A woman begins her life in our monastery as a postulant with a brief ceremony in which the prioress recites a prayer of consecration to Our Lady. Soon she discovers that just as the halls of our cloister walks are lined with various images of the Blessed Mother, the daily life embraced in our monastery is lined with expressions of filial devotion and recourse to her who is Jesus’ mother and ours. By way of example, the communal recitation of the Angelus three times a day, and the Rosary prayed together every evening, assist in our desire to dwell within Mary’s embrace and learn from her how to contemplate and participate in the mysteries of her Divine Son. We also end the day under her protection with the chanting of the antiphon Salve Regina. This antiphon is also sung as a sister is passing from the night of this world, so that once again entrusted to the loving solicitude of Mary, Our Lady of Grace and the Gate of Heaven, she may enter into glory.
Our Lady of Grace is truly Mary’s house. Our profession formula includes a profession of obedience to Mary and filial devotion to her is cultivated throughout one’s life as one progresses in the theological life of grace, the virtues and the Gifts of the Holy Spirit so perfectly exemplified in the Blessed Mother.
“As has always been the custom in the Order, the nuns should love and reverence the Blessed Mary, Mother of Mercy, Queen of Apostles and Virgins, and a model of meditation on the words of Christ and docility in their own mission. They should hold the rosary in special honor, since this venerable form of prayer leads to contemplation of the mysteries of salvation in which the Virgin is intimately joined to the work of her Son.” (LCM)
Image: “The Vision of Saint Dominic,” Bernardo Cavallino, 1640. Public domain.
Common Life
The common life is the foundation—and the first of all Dominican observances—as it refers principally to our communion with the Persons of the Blessed Trinity and is the source of our sisterly communion.

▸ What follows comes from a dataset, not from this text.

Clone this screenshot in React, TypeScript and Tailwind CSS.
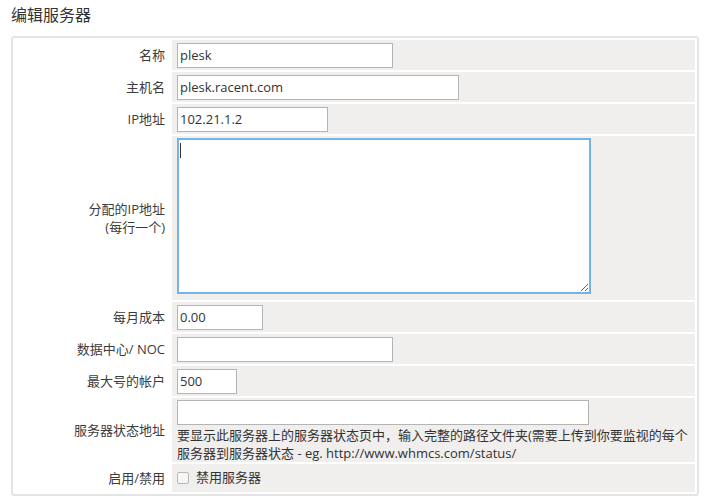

The Rule of Saint Augustine, inspired by this text, states: “The main purpose for your having come together is to live harmoniously in your house, intent upon God in oneness of mind and heart.” The form of life presented in the Rule, profoundly shaped by Saint Augustine’s Trinitarian theology, is intended to image the Divine communion.

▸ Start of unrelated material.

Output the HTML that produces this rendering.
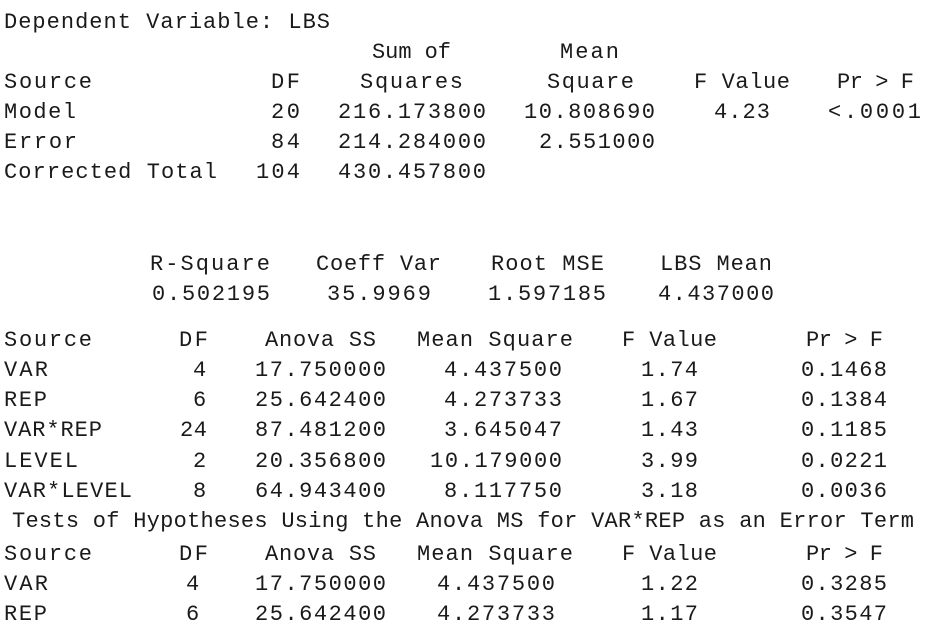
<!DOCTYPE html>
<html><head><meta charset="utf-8"><style>
html,body{margin:0;padding:0;background:#fff;}
svg{display:block}
text{font-family:"Liberation Mono","Courier New",monospace;font-size:22px;fill:#1a1a1a;}
</style></head><body>
<svg width="935" height="643" viewBox="0 0 935 643" xmlns="http://www.w3.org/2000/svg">
<g>
<text x="4" y="28" textLength="326" lengthAdjust="spacing">Dependent Variable: LBS</text>

<text x="372" y="58" textLength="79" lengthAdjust="spacing">Sum of</text>
<text x="560" y="58" textLength="59" lengthAdjust="spacing">Mean</text>

<text x="4" y="88" textLength="88" lengthAdjust="spacing">Source</text>
<text x="271" y="88" textLength="29" lengthAdjust="spacing">DF</text>
<text x="360" y="88" textLength="103" lengthAdjust="spacing">Squares</text>
<text x="547" y="88" textLength="87" lengthAdjust="spacing">Square</text>
<text x="694" y="88" textLength="96" lengthAdjust="spacing">F Value</text>
<text x="837" y="88" textLength="77" lengthAdjust="spacing">Pr &gt; F</text>

<text x="4" y="118" textLength="72" lengthAdjust="spacing">Model</text>
<text x="271" y="118" textLength="29" lengthAdjust="spacing">20</text>
<text x="338" y="118" textLength="148" lengthAdjust="spacing">216.173800</text>
<text x="524" y="118" textLength="131" lengthAdjust="spacing">10.808690</text>
<text x="714" y="118" textLength="56" lengthAdjust="spacing">4.23</text>
<text x="828" y="118" textLength="93" lengthAdjust="spacing">&lt;.0001</text>

<text x="4" y="148" textLength="73" lengthAdjust="spacing">Error</text>
<text x="271" y="148" textLength="29" lengthAdjust="spacing">84</text>
<text x="338" y="148" textLength="148" lengthAdjust="spacing">214.284000</text>
<text x="539" y="148" textLength="116" lengthAdjust="spacing">2.551000</text>

<text x="4" y="178" textLength="213" lengthAdjust="spacing">Corrected Total</text>
<text x="256" y="178" textLength="44" lengthAdjust="spacing">104</text>
<text x="338" y="178" textLength="148" lengthAdjust="spacing">430.457800</text>

<text x="150" y="270" textLength="120" lengthAdjust="spacing">R-Square</text>
<text x="316" y="270" textLength="125" lengthAdjust="spacing">Coeff Var</text>
<text x="491" y="270" textLength="113" lengthAdjust="spacing">Root MSE</text>
<text x="660" y="270" textLength="112" lengthAdjust="spacing">LBS Mean</text>
<text x="152" y="300" textLength="118" lengthAdjust="spacing">0.502195</text>
<text x="327" y="300" textLength="104" lengthAdjust="spacing">35.9969</text>
<text x="488" y="300" textLength="118" lengthAdjust="spacing">1.597185</text>
<text x="658" y="300" textLength="116" lengthAdjust="spacing">4.437000</text>

<text x="4" y="346" textLength="88" lengthAdjust="spacing">Source</text>
<text x="179" y="346" textLength="29" lengthAdjust="spacing">DF</text>
<text x="265" y="346" textLength="111" lengthAdjust="spacing">Anova SS</text>
<text x="417" y="346" textLength="156" lengthAdjust="spacing">Mean Square</text>
<text x="622" y="346" textLength="95" lengthAdjust="spacing">F Value</text>
<text x="806" y="346" textLength="77" lengthAdjust="spacing">Pr &gt; F</text>

<text x="4" y="376" textLength="44" lengthAdjust="spacing">VAR</text>
<text x="193" y="376" textLength="14" lengthAdjust="spacing">4</text>
<text x="255" y="376" textLength="131" lengthAdjust="spacing">17.750000</text>
<text x="444" y="376" textLength="118" lengthAdjust="spacing">4.437500</text>
<text x="641" y="376" textLength="57" lengthAdjust="spacing">1.74</text>
<text x="801" y="376" textLength="86" lengthAdjust="spacing">0.1468</text>

<text x="4" y="406" textLength="43" lengthAdjust="spacing">REP</text>
<text x="193" y="406" textLength="14" lengthAdjust="spacing">6</text>
<text x="255" y="406" textLength="131" lengthAdjust="spacing">25.642400</text>
<text x="444" y="406" textLength="118" lengthAdjust="spacing">4.273733</text>
<text x="641" y="406" textLength="57" lengthAdjust="spacing">1.67</text>
<text x="801" y="406" textLength="86" lengthAdjust="spacing">0.1384</text>

<text x="4" y="436" textLength="98" lengthAdjust="spacing">VAR*REP</text>
<text x="180" y="436" textLength="27" lengthAdjust="spacing">24</text>
<text x="255" y="436" textLength="131" lengthAdjust="spacing">87.481200</text>
<text x="444" y="436" textLength="118" lengthAdjust="spacing">3.645047</text>
<text x="641" y="436" textLength="57" lengthAdjust="spacing">1.43</text>
<text x="801" y="436" textLength="86" lengthAdjust="spacing">0.1185</text>

<text x="4" y="467" textLength="74" lengthAdjust="spacing">LEVEL</text>
<text x="193" y="467" textLength="14" lengthAdjust="spacing">2</text>
<text x="255" y="467" textLength="131" lengthAdjust="spacing">20.356800</text>
<text x="430" y="467" textLength="132" lengthAdjust="spacing">10.179000</text>
<text x="641" y="467" textLength="57" lengthAdjust="spacing">3.99</text>
<text x="801" y="467" textLength="86" lengthAdjust="spacing">0.0221</text>

<text x="4" y="497" textLength="128" lengthAdjust="spacing">VAR*LEVEL</text>
<text x="193" y="497" textLength="14" lengthAdjust="spacing">8</text>
<text x="255" y="497" textLength="131" lengthAdjust="spacing">64.943400</text>
<text x="444" y="497" textLength="118" lengthAdjust="spacing">8.117750</text>
<text x="641" y="497" textLength="57" lengthAdjust="spacing">3.18</text>
<text x="801" y="497" textLength="86" lengthAdjust="spacing">0.0036</text>

<text x="12" y="527" textLength="902" lengthAdjust="spacing">Tests of Hypotheses Using the Anova MS for VAR*REP as an Error Term</text>

<text x="4" y="560" textLength="88" lengthAdjust="spacing">Source</text>
<text x="179" y="560" textLength="29" lengthAdjust="spacing">DF</text>
<text x="265" y="560" textLength="111" lengthAdjust="spacing">Anova SS</text>
<text x="417" y="560" textLength="156" lengthAdjust="spacing">Mean Square</text>
<text x="622" y="560" textLength="95" lengthAdjust="spacing">F Value</text>
<text x="806" y="560" textLength="77" lengthAdjust="spacing">Pr &gt; F</text>

<text x="4" y="590" textLength="44" lengthAdjust="spacing">VAR</text>
<text x="186" y="590" textLength="14" lengthAdjust="spacing">4</text>
<text x="255" y="590" textLength="131" lengthAdjust="spacing">17.750000</text>
<text x="437" y="590" textLength="118" lengthAdjust="spacing">4.437500</text>
<text x="641" y="590" textLength="57" lengthAdjust="spacing">1.22</text>
<text x="801" y="590" textLength="86" lengthAdjust="spacing">0.3285</text>

<text x="4" y="620" textLength="43" lengthAdjust="spacing">REP</text>
<text x="186" y="620" textLength="14" lengthAdjust="spacing">6</text>
<text x="255" y="620" textLength="131" lengthAdjust="spacing">25.642400</text>
<text x="437" y="620" textLength="118" lengthAdjust="spacing">4.273733</text>
<text x="641" y="620" textLength="57" lengthAdjust="spacing">1.17</text>
<text x="801" y="620" textLength="86" lengthAdjust="spacing">0.3547</text>
</g>
</svg>
</body></html>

This is the Rule which Saint Dominic adopted for the entire Order of Preachers, and the nuns are heirs of this apostolic ideal. As such, the Constitutions states, “As the Rule reminds us, the first reason for which we are gathered together in community is to live in harmony, having one mind and heart in God. This unity transcends the limits of the monastery and attains its fullness in communion with the Order and whole Church of Christ.” (LCM 2) However, this life of communion and our participation in Christ’s Passion are inseparable. We are only knit into this Trinitarian communion through our obedient embrace of the mystery of the Cross—in all the circumstances of our daily life.

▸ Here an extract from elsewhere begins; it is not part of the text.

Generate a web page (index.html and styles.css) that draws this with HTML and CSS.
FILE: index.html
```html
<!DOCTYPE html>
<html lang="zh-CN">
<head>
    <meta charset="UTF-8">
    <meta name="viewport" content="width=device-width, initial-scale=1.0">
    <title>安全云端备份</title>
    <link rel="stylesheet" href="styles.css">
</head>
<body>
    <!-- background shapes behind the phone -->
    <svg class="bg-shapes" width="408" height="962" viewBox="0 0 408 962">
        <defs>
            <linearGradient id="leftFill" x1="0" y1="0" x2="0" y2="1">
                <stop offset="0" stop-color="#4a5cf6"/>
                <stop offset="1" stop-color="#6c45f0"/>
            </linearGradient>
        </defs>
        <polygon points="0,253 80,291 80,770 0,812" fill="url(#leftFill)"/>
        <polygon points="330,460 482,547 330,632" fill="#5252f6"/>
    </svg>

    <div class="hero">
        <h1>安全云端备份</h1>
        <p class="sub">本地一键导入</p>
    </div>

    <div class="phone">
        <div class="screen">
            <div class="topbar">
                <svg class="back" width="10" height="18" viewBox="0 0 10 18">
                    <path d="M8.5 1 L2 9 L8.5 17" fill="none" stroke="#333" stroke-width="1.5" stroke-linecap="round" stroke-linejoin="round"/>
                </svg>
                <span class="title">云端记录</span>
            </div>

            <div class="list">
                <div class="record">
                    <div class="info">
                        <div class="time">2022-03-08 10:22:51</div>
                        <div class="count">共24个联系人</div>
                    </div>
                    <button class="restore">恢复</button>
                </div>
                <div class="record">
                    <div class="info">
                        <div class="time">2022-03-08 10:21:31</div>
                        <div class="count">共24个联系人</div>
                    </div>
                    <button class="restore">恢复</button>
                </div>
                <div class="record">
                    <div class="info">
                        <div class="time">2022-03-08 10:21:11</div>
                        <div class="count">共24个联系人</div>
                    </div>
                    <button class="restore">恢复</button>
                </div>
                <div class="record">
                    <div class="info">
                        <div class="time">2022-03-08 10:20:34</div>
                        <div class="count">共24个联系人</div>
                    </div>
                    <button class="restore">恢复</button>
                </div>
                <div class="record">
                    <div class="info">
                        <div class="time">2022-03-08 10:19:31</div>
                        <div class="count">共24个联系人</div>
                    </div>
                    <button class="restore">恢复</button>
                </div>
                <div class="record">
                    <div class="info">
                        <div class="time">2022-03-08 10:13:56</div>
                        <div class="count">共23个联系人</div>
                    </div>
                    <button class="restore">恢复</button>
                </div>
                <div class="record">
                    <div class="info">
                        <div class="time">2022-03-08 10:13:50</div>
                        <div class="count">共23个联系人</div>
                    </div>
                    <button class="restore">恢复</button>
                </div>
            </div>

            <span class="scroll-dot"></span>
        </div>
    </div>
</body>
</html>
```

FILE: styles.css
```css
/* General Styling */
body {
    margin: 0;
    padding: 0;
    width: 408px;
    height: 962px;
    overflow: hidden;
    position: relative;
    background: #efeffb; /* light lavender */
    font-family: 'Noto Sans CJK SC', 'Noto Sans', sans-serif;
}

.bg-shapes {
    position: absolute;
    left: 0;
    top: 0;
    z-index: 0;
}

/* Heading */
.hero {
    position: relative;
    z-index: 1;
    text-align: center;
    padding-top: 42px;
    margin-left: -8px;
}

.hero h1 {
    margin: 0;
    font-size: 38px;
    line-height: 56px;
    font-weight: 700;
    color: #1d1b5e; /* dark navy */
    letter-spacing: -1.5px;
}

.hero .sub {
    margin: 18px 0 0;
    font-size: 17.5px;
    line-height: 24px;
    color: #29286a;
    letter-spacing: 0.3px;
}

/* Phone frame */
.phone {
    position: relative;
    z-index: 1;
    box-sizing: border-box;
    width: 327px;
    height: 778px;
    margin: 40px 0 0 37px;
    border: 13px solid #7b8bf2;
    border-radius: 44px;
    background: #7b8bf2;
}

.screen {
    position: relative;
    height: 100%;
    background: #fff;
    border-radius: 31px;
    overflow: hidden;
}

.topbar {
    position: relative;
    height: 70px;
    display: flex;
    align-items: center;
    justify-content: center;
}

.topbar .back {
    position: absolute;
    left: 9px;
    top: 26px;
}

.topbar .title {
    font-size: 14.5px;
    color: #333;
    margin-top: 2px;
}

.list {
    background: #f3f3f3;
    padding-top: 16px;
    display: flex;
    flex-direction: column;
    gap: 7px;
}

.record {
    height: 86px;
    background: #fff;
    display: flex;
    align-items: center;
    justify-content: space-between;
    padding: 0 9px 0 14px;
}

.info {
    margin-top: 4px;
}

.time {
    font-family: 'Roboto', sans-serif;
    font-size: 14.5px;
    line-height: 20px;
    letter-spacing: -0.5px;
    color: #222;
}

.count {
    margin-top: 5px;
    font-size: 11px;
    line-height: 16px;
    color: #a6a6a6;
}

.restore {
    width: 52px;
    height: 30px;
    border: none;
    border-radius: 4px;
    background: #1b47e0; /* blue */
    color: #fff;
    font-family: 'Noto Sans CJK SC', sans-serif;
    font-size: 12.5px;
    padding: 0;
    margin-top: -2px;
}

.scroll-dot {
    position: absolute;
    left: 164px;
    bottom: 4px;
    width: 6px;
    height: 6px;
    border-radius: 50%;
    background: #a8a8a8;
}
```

Through our life together, we are confronted with the mystery of suffering, sin, and death—and must have constant recourse to Christ Crucified who reconciled all things in his Blood. This union with the redemptive mysteries draws us into the dynamic of adoptive filiation, and leads us back to the Father in the Spirit to dwell at the heart of the Trinity. For this reason, the common life has a rich contemplative significance for the Dominican nun.
Practically, the common life is maintained and manifested by holding all things in common and calling nothing our own, by various forms of recreation, by opportunities for discussion of doctrinal and spiritual matters, through our manner of government which involves the participation of all in the ordering of the life of the monastery, and by our caring for our infirm and elderly nuns who are being configured to Christ crucified and supporting them with our prayers when death draws near. The bonds we share are supernatural, and so transcend the boundaries of space and time and extend to those of the family of Saint Dominic who have gone before us and have left us an example by their way of fellowship in their communion and aid by their intercession. Prayers for new vocations as well as frequent prayers for the dead are part of our common life and expand our sharing in the communio sanctorum.
“The unanimity of our life, rooted in the love of God, should furnish a living example of that reconciliation of all things in Christ which our brethren proclaim in their preaching of the word. Like the Church of the apostles, our communion is founded, built up and made firm in the one Spirit. It is in the Spirit that we receive the Word from God the Father with one faith, contemplate him with one heart, and praise him with one voice. In him we are made one body, share in the one bread, and finally hold all things in common. The nuns first build in their own monasteries the Church of God which they help to spread throughout the world by the offering of themselves. They accomplish this by being of one mind through obedience, bound together by love of things that are above (cf. Col. 3:1) through the discipline of chastity, and more closely dependent upon one another through poverty. In order that each monastery be a center of true communion, let all accept and cherish one another as members of the same body, differing in native qualities and functions but equal in the common bond of charity and profession.” (LCM)
Image: “Allegory of the Virgin Patroness of the Dominicans,” Miguel Cabrera. Public domain.
Dominican Government
The governmental structure of the Order—and the structures which it imparts to each priory of friars and monastery of nuns—was crafted by Saint Dominic and the early brethren in view of its fraternal communion and its mission of preaching for the salvation of souls. Though there have been developments throughout the centuries, Saint Dominic’s founding vision for the Order’s government has endured. The Fundamental Constitution of the Order describes it as, “communitarian in a special way.”
Practically, this means that the Order has a universal head, namely the general chapter and the Master of the Order. The provinces throughout the world, while under obedience to the Master of the Order, still retain their autonomy. Governance on the level of the provinces and priories is exercised through chapters and through councils. Likewise, each monastery of nuns is autonomous, and is self-governing through its chapter and council.